First, developers need to create a new AWS Identity Access and Management (IAM) role for the custom Lambda function. Attach the AWSLambdaBasicExecutionRole policy to the role to give it basic Lambda access to CloudWatch Logs. Next, add read access for Source tables and write access for Target tables. Give the function full access to all DynamoDB tables to allow it to copy to and from tables as needed.
When creating the Lambda function, skip the blueprint setup, but add a DynamoDB trigger and configure it to the table, choosing the Trim Horizon starting position. This ensures that the Lambda function will always receive the events to process in the correct order.
On the next page, use an existing IAM role, and choose the role that the developer set up in the first step. The following code may be used to set up a simple copy operation, replacing INSERT_REGION_HERE with the region of the Target table.
var AWS = require('aws-sdk');
var dynamodb = new AWS.DynamoDB({ region: 'INSERT_REGION' });
/**
* Handle INSERT and MODIFY event types
*/
function put(record, tableName){
dynamodb.putItem({
TableName: tableName,
Item: record.NewImage,
}, function putRecordCallback(err){
if(err){
console.error('ERROR Saving record', err);
}
});
}
/**
* Handle a DELETE event type
*/
function remove(record, tableName){
dynamodb.deleteItem({
TableName: tableName,
Key: record.Keys,
}, function putRecordCallback(err){
if(err){
console.error('ERROR Deleting record', err);
}
});
}
exports.handler = function handler(event, context, callback){
if(event && event.Records){
event.Records.forEach(function(record){
// Parse the table name out of the event source ARN
var tableName = record.eventSourceARN.split('/')[1];
if(record.eventName === 'MODIFY' || record.eventName === 'INSERT'){
put(record, tableName);
} else if(record.eventName === 'DELETE'){
remove(record, tableName);
} else {
console.error('Ignoring Unkonwn Event Type:', record.eventName);
}
})
callback(null, 'Processing Events');
} else {
console.error('ERROR', JSON.stringify(event));
callback('Malformed event');
}
};
Setting up a two-way mirror
One-way mirroring only works for tables that have write operations constrained to a single region. This works perfectly for Stories, but not so much for Sessions or other write-heavy items that are local to users. Anything that the web application writes frequently -- and not just a back-end component -- may benefit from two-way mirroring.
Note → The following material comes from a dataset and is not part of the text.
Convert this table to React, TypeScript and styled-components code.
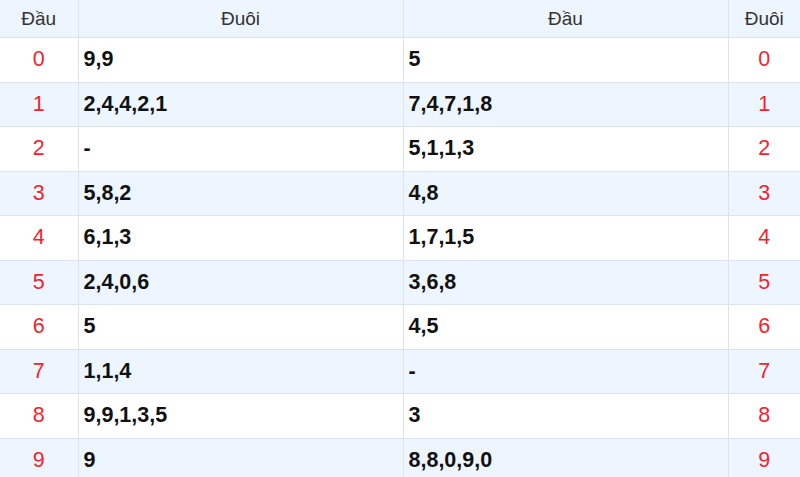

Two-way mirroring has a lot of race condition issues. For example, if an account is edited in two different regions at roughly the same time, which operation was correct? It's important for these types of configurations to only use two-way mirroring if a particular item is only going to be actively edited in one region at a time. Otherwise, if strong consistency is a requirement, it's best to just use one-way mirroring.
In two-way mirroring, each Target table also has a stream event set up to mirror change events back to the Source table. But it's important to note that only events from outside of the original sync function can be sent. So, in this case, each Item must have a version number; only events that increment the version number are saved between tables. Developers can use something such as the following to prevent an endless loop between the sync functions:
dynamodb.getItem({
TableName: tableName,
Key: record.Keys,
}, function checkVersionNumber(err, resp){
if(!resp || !resp.Item ||
parseInt(record.Item.version.N) > parseInt(resp.Item.version.N)){
// Do processing
}
});
Additionally, on any save operations within the application, a version number must be incremented using DynamoDB ADD syntax for any updates.
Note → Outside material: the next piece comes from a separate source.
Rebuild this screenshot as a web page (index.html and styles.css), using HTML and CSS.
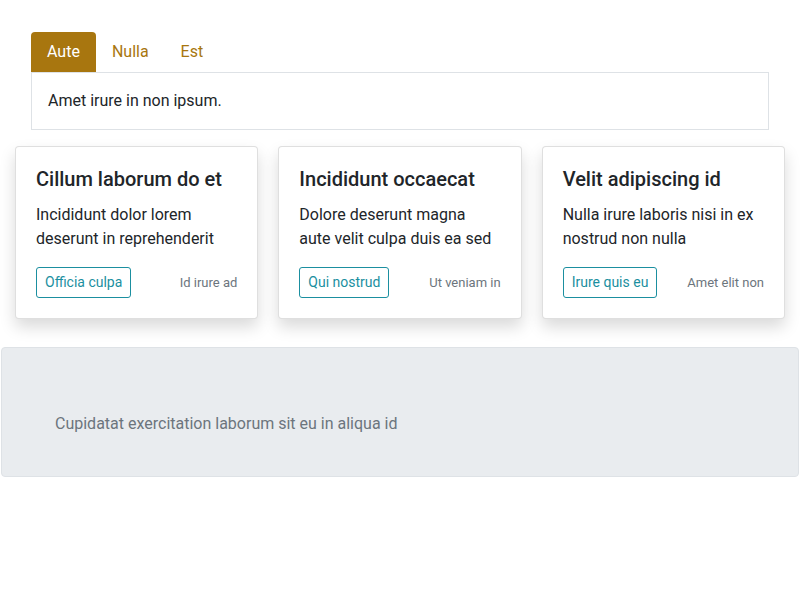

Use Route 53 Latency or Geolocation routing
To handle routing users to their closest endpoint, developers should set up Amazon Route 53. This service allows developers to direct end users to the application stack nearest to them. This can be done using Route 53's geolocation-based routing techniques, which developers can use to redirect traffic to certain endpoints based on the end user's physical location.
Further improvements
The functions shown here do not properly handle any DynamoDB errors that may come up. Developers can handle these errors using the new Promise syntax that Node.js 4.3 supports, which is the latest version that AWS Lambda supports. If multiple events occur on the same item within a short period of time, a race condition may occur where one event happens before the other processes. Developers can use the SequenceNumber available in each record to handle this issue. This ensures that updates are only processed for the Target table if the SequenceNumber is greater than the one that was already processed for that Item. This could be stored on the item itself or in a separate table. If the developer sets up two-way mirroring, he must store the sequence number in a separate table to prevent a loop between updates in one table vs. the other.